→ TO DO
All lines in which the word "styles" occurs are to be extracted.

→ AVAILABLE DATA
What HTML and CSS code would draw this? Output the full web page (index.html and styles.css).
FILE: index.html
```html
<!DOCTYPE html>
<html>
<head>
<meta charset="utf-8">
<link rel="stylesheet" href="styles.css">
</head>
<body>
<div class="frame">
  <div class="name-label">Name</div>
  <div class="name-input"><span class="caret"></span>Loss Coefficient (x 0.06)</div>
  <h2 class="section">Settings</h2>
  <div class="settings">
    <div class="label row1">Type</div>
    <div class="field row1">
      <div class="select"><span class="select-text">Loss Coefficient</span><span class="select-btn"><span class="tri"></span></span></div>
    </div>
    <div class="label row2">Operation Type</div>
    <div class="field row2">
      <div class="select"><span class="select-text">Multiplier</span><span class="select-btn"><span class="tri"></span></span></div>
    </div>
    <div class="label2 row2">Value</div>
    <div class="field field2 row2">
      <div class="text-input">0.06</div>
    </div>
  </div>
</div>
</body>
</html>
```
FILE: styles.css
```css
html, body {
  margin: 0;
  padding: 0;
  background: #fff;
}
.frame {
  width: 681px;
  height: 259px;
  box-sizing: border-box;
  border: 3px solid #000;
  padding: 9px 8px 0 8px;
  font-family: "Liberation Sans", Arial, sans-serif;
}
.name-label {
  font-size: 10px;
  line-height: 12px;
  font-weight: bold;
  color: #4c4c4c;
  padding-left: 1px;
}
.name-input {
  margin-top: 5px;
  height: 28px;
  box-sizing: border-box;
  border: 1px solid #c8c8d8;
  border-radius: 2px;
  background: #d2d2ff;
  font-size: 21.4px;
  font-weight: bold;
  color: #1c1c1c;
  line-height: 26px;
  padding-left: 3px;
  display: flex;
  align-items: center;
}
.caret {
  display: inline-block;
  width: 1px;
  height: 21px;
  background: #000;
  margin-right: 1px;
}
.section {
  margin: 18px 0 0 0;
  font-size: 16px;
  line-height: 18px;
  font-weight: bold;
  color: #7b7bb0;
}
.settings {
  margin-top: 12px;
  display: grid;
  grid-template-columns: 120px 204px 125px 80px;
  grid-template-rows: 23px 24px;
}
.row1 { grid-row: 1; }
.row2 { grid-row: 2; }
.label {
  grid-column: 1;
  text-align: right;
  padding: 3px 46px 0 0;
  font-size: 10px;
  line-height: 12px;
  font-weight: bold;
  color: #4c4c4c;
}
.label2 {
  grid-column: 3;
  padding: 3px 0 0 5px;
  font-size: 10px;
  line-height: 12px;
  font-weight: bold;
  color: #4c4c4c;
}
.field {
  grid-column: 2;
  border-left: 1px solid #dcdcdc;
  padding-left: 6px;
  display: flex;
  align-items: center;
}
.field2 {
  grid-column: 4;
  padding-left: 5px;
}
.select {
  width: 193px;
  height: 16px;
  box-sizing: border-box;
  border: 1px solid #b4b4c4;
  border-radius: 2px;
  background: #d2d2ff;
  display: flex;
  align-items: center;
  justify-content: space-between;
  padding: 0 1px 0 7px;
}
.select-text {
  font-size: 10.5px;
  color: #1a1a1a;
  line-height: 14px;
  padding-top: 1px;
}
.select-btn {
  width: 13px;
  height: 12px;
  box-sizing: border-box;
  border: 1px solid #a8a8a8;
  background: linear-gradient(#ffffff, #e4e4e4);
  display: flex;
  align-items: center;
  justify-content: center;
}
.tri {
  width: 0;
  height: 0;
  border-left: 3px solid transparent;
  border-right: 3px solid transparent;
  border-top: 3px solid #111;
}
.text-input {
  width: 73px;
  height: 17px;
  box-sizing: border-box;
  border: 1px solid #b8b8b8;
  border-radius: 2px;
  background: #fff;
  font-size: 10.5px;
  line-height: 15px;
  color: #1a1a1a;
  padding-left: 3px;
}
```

→ REPLY
What HTML and CSS code would draw this? Output the full web page (index.html and styles.css).
<link rel="stylesheet" href="styles.css">
FILE: styles.css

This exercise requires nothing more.